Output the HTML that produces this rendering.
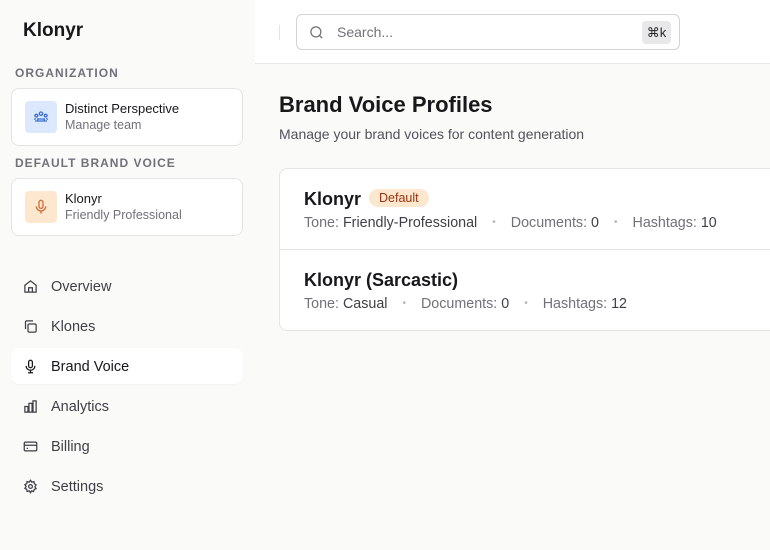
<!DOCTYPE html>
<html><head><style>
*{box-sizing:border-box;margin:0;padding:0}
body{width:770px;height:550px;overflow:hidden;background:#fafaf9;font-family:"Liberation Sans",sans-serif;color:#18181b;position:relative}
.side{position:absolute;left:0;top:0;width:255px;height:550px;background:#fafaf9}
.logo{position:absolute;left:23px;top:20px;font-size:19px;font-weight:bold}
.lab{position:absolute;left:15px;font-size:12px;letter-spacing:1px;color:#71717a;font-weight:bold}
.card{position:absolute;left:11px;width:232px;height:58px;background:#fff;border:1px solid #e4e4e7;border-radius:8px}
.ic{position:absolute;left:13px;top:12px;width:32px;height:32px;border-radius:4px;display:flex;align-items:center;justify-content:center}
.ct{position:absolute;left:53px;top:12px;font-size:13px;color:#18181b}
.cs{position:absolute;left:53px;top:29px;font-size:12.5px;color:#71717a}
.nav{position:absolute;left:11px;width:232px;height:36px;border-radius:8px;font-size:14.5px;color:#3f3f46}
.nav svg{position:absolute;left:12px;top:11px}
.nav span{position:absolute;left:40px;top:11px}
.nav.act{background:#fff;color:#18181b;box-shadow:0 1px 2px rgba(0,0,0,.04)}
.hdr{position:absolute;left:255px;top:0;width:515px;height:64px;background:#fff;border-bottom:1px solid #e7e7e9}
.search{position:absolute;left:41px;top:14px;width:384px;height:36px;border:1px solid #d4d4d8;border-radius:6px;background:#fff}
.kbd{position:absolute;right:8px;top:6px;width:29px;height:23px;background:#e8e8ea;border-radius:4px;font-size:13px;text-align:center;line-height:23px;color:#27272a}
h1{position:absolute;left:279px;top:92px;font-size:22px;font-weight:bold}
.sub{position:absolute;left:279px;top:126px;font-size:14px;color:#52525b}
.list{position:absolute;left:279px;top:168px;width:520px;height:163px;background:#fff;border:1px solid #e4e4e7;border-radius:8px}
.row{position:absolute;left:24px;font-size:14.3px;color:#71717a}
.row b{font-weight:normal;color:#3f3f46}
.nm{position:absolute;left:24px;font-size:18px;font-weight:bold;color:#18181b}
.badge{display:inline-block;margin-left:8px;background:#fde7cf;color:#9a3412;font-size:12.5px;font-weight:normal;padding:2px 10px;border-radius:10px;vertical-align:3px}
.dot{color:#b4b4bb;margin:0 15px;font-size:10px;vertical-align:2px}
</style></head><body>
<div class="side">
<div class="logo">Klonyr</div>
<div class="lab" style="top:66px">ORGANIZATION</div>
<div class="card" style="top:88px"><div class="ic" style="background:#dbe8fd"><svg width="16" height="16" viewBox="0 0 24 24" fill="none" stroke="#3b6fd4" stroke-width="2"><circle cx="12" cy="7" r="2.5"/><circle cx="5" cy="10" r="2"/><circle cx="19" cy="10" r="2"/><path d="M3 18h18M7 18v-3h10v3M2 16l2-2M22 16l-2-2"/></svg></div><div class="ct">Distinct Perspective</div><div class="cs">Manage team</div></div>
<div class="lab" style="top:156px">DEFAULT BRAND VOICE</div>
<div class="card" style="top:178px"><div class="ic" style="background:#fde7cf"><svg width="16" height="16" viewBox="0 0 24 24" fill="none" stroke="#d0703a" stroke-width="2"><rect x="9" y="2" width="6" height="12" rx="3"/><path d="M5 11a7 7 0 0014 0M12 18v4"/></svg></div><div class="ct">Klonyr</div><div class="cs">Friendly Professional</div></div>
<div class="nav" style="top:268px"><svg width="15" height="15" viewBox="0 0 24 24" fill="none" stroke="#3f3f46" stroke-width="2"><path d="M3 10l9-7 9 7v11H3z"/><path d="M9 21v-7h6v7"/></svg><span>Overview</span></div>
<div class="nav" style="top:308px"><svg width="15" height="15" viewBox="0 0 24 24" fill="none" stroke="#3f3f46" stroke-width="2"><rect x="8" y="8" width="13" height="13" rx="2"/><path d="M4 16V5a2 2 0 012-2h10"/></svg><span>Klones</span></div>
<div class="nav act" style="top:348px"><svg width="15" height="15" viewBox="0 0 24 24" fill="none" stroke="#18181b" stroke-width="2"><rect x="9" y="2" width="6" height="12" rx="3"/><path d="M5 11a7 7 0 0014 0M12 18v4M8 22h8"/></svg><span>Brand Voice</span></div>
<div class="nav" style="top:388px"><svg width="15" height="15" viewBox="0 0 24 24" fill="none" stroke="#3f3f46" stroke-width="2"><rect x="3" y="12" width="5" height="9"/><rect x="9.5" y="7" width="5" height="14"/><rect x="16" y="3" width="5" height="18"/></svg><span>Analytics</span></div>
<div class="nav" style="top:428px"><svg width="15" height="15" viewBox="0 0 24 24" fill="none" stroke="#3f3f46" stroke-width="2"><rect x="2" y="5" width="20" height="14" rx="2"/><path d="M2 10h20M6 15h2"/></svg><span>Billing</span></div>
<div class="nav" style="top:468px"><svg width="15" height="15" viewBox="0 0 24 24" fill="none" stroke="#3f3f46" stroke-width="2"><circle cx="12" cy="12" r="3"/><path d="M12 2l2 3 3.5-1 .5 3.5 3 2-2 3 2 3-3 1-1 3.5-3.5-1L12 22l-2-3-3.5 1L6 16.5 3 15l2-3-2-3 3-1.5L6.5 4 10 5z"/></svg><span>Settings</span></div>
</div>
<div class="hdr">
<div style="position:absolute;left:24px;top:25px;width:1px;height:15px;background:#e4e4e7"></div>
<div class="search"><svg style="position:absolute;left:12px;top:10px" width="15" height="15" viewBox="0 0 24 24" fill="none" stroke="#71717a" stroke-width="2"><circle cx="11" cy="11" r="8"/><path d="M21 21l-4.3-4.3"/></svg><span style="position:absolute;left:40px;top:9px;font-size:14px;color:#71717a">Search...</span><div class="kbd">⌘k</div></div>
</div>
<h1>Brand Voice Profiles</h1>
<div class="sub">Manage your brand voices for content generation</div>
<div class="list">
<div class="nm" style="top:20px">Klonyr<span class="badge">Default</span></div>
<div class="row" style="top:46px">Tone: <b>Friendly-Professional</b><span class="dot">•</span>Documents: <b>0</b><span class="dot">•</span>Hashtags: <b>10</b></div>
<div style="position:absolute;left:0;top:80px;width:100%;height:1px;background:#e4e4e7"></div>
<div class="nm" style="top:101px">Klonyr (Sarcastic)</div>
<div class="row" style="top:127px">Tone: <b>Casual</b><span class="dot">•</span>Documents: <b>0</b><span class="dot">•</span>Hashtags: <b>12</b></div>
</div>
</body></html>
::::::
Ignore the images and quote every line of the listing exactly.

Output the HTML that produces this rendering.
<!DOCTYPE html>
<html><head><style>
*{box-sizing:border-box;margin:0;padding:0}
body{width:770px;height:550px;overflow:hidden;background:#fafaf9;font-family:"Liberation Sans",sans-serif;color:#18181b;position:relative}
.side{position:absolute;left:0;top:0;width:255px;height:550px;background:#fafaf9}
.logo{position:absolute;left:23px;top:20px;font-size:19px;font-weight:bold}
.lab{position:absolute;left:15px;font-size:12px;letter-spacing:1px;color:#71717a;font-weight:bold}
.card{position:absolute;left:11px;width:232px;height:58px;background:#fff;border:1px solid #e4e4e7;border-radius:8px}
.ic{position:absolute;left:13px;top:12px;width:32px;height:32px;border-radius:4px;display:flex;align-items:center;justify-content:center}
.ct{position:absolute;left:53px;top:12px;font-size:13px;color:#18181b}
.cs{position:absolute;left:53px;top:29px;font-size:12.5px;color:#71717a}
.nav{position:absolute;left:11px;width:232px;height:36px;border-radius:8px;font-size:14.5px;color:#3f3f46}
.nav svg{position:absolute;left:12px;top:11px}
.nav span{position:absolute;left:40px;top:11px}
.nav.act{background:#fff;color:#18181b;box-shadow:0 1px 2px rgba(0,0,0,.04)}
.hdr{position:absolute;left:255px;top:0;width:515px;height:64px;background:#fff;border-bottom:1px solid #e7e7e9}
.search{position:absolute;left:41px;top:14px;width:384px;height:36px;border:1px solid #d4d4d8;border-radius:6px;background:#fff}
.kbd{position:absolute;right:8px;top:6px;width:29px;height:23px;background:#e8e8ea;border-radius:4px;font-size:13px;text-align:center;line-height:23px;color:#27272a}
h1{position:absolute;left:279px;top:92px;font-size:22px;font-weight:bold}
.sub{position:absolute;left:279px;top:126px;font-size:14px;color:#52525b}
.list{position:absolute;left:279px;top:168px;width:520px;height:163px;background:#fff;border:1px solid #e4e4e7;border-radius:8px}
.row{position:absolute;left:24px;font-size:14.3px;color:#71717a}
.row b{font-weight:normal;color:#3f3f46}
.nm{position:absolute;left:24px;font-size:18px;font-weight:bold;color:#18181b}
.badge{display:inline-block;margin-left:8px;background:#fde7cf;color:#9a3412;font-size:12.5px;font-weight:normal;padding:2px 10px;border-radius:10px;vertical-align:3px}
.dot{color:#b4b4bb;margin:0 15px;font-size:10px;vertical-align:2px}
</style></head><body>
<div class="side">
<div class="logo">Klonyr</div>
<div class="lab" style="top:66px">ORGANIZATION</div>
<div class="card" style="top:88px"><div class="ic" style="background:#dbe8fd"><svg width="16" height="16" viewBox="0 0 24 24" fill="none" stroke="#3b6fd4" stroke-width="2"><circle cx="12" cy="7" r="2.5"/><circle cx="5" cy="10" r="2"/><circle cx="19" cy="10" r="2"/><path d="M3 18h18M7 18v-3h10v3M2 16l2-2M22 16l-2-2"/></svg></div><div class="ct">Distinct Perspective</div><div class="cs">Manage team</div></div>
<div class="lab" style="top:156px">DEFAULT BRAND VOICE</div>
<div class="card" style="top:178px"><div class="ic" style="background:#fde7cf"><svg width="16" height="16" viewBox="0 0 24 24" fill="none" stroke="#d0703a" stroke-width="2"><rect x="9" y="2" width="6" height="12" rx="3"/><path d="M5 11a7 7 0 0014 0M12 18v4"/></svg></div><div class="ct">Klonyr</div><div class="cs">Friendly Professional</div></div>
<div class="nav" style="top:268px"><svg width="15" height="15" viewBox="0 0 24 24" fill="none" stroke="#3f3f46" stroke-width="2"><path d="M3 10l9-7 9 7v11H3z"/><path d="M9 21v-7h6v7"/></svg><span>Overview</span></div>
<div class="nav" style="top:308px"><svg width="15" height="15" viewBox="0 0 24 24" fill="none" stroke="#3f3f46" stroke-width="2"><rect x="8" y="8" width="13" height="13" rx="2"/><path d="M4 16V5a2 2 0 012-2h10"/></svg><span>Klones</span></div>
<div class="nav act" style="top:348px"><svg width="15" height="15" viewBox="0 0 24 24" fill="none" stroke="#18181b" stroke-width="2"><rect x="9" y="2" width="6" height="12" rx="3"/><path d="M5 11a7 7 0 0014 0M12 18v4M8 22h8"/></svg><span>Brand Voice</span></div>
<div class="nav" style="top:388px"><svg width="15" height="15" viewBox="0 0 24 24" fill="none" stroke="#3f3f46" stroke-width="2"><rect x="3" y="12" width="5" height="9"/><rect x="9.5" y="7" width="5" height="14"/><rect x="16" y="3" width="5" height="18"/></svg><span>Analytics</span></div>
<div class="nav" style="top:428px"><svg width="15" height="15" viewBox="0 0 24 24" fill="none" stroke="#3f3f46" stroke-width="2"><rect x="2" y="5" width="20" height="14" rx="2"/><path d="M2 10h20M6 15h2"/></svg><span>Billing</span></div>
<div class="nav" style="top:468px"><svg width="15" height="15" viewBox="0 0 24 24" fill="none" stroke="#3f3f46" stroke-width="2"><circle cx="12" cy="12" r="3"/><path d="M12 2l2 3 3.5-1 .5 3.5 3 2-2 3 2 3-3 1-1 3.5-3.5-1L12 22l-2-3-3.5 1L6 16.5 3 15l2-3-2-3 3-1.5L6.5 4 10 5z"/></svg><span>Settings</span></div>
</div>
<div class="hdr">
<div style="position:absolute;left:24px;top:25px;width:1px;height:15px;background:#e4e4e7"></div>
<div class="search"><svg style="position:absolute;left:12px;top:10px" width="15" height="15" viewBox="0 0 24 24" fill="none" stroke="#71717a" stroke-width="2"><circle cx="11" cy="11" r="8"/><path d="M21 21l-4.3-4.3"/></svg><span style="position:absolute;left:40px;top:9px;font-size:14px;color:#71717a">Search...</span><div class="kbd">⌘k</div></div>
</div>
<h1>Brand Voice Profiles</h1>
<div class="sub">Manage your brand voices for content generation</div>
<div class="list">
<div class="nm" style="top:20px">Klonyr<span class="badge">Default</span></div>
<div class="row" style="top:46px">Tone: <b>Friendly-Professional</b><span class="dot">•</span>Documents: <b>0</b><span class="dot">•</span>Hashtags: <b>10</b></div>
<div style="position:absolute;left:0;top:80px;width:100%;height:1px;background:#e4e4e7"></div>
<div class="nm" style="top:101px">Klonyr (Sarcastic)</div>
<div class="row" style="top:127px">Tone: <b>Casual</b><span class="dot">•</span>Documents: <b>0</b><span class="dot">•</span>Hashtags: <b>12</b></div>
</div>
</body></html>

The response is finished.